Nelle tre edizioni di Metodo effe si è indagato su varie tematiche analizzandole e esplicandole solo con un linguaggio della differenza, facendo domande a varie differenti figure teoriche a confronto ad altrettante figure artistiche, con il compito di una ricerca per la creatività, riconoscendole anche un senso e un linguaggio politico, per percorrere strade differenti nella visione e nella costruzione di una nuova società che fosse anche comunità consapevole. 

Un esempio, il lavoro svolto sul paesaggio domandandosi: con quali caratteristiche si presenterà il paesaggio se a costituirlo sarà uno sguardo femminile? Sguardo che, pur curioso ed esplorativo, teoricamente avveduto, conscio delle sedimentazioni teoriche che lo costituiscono, si alimenta anche dell’esperienza di sé e della relazione con l’altro da sé e sottoscrive come proprio l’ascolto e la cura, piuttosto che la conquista, lo sfruttamento e l’arroccamento ideologico.

Anche nell’ultimo appuntamento di Metodo effe, più circoscritto è stato un momento importante di crescita che ha lasciato vari segni e semi di lavoro, dimostrando ancora la forza del progetto femminile del linguaggio della differenza, che può avere e prendere un aspetto salvifico in questo momento disperato.

D. Nell’epoca dove la necessità economica, politica, sociale sembra aver ridotto gli spazi per un’azione realmente libera, nel tempo in cui il mondo sembra ormai disperatamente immodificabile e temibile, in cui l’altro sembra incombere come presenza minacciosa, il pensiero di Carla Lonzi può ancora parlare alle più giovani, a quelle che sono cresciute nell’epoca dell’emancipazione più o meno compiuta, nel momento in cui la politica è ridotta a meschinità per propri interessi individuali e complice dei poteri forti? Le nuove generazioni sono in grado di cogliere nel reale ciò che limita la libertà femminile, ciò che invece è in grado di realizzarla e lottare per questo?

R. Ribadisco che nutro molta speranza nei giovanissimi, trovo che le nuove generazioni, per forza di urgenti necessità, con le loro scelte mettono in gioco la propria vita, aprono delle nuove possibilità ancora tutte in fieri, spesso singole, differenti tra loro, spinti dall’esperienza della difficoltà, del dolore, accolti in sé e nel proprio corpo, per cercare un linguaggio nuovo, un alfabeto della diversità che parta dalla propria pelle.

Un linguaggio che si rifà tantissimo alle madri del femminismo perché cerca una differenza che, per ora, è stata creata unicamente dal linguaggio della differenza femminista. 

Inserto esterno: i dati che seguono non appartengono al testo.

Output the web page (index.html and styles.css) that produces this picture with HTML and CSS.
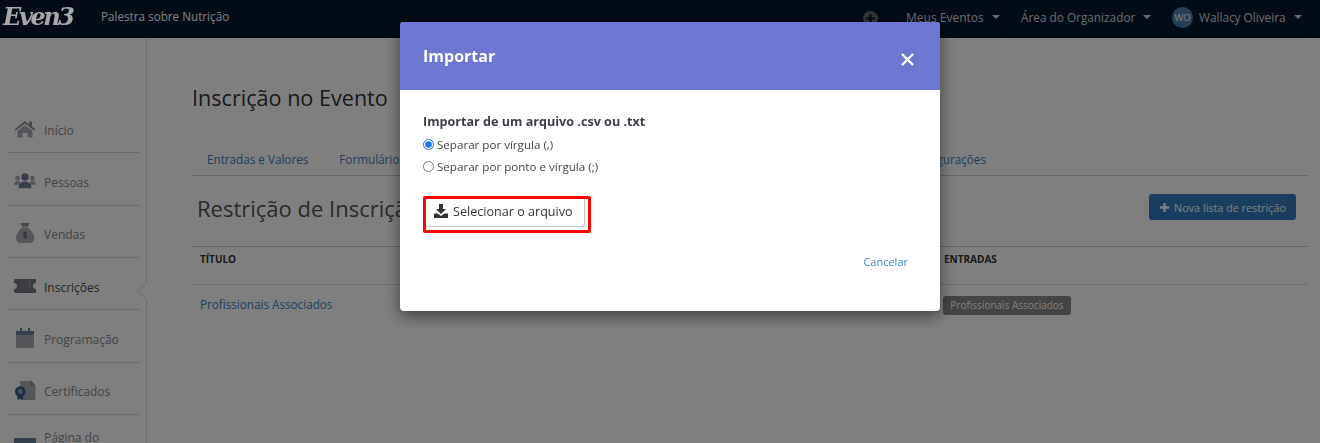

Ci si trova a essere ai limiti del senso della vita, che porta, per forza e per necessità, a partire da punti estremi mai inimmaginabili prima, dove il tritacarne del potere ha anch’esso valicato ogni confine impensabile; non so immaginarmi in questo momento, fitto di giorni bui senza speranza, come si esprimerà l’azione nella lotta contro un sistema di potere che ha ucciso ogni forma di vita; confido che ci sarà ancora spazio per ascoltare posizioni ribelli, rivoluzionarie, pronte ad entrare nel linguaggio della vita e della differenza, spero nell’umanità degli ultimi, dei vinti, per riappropriarsi del sentire umano.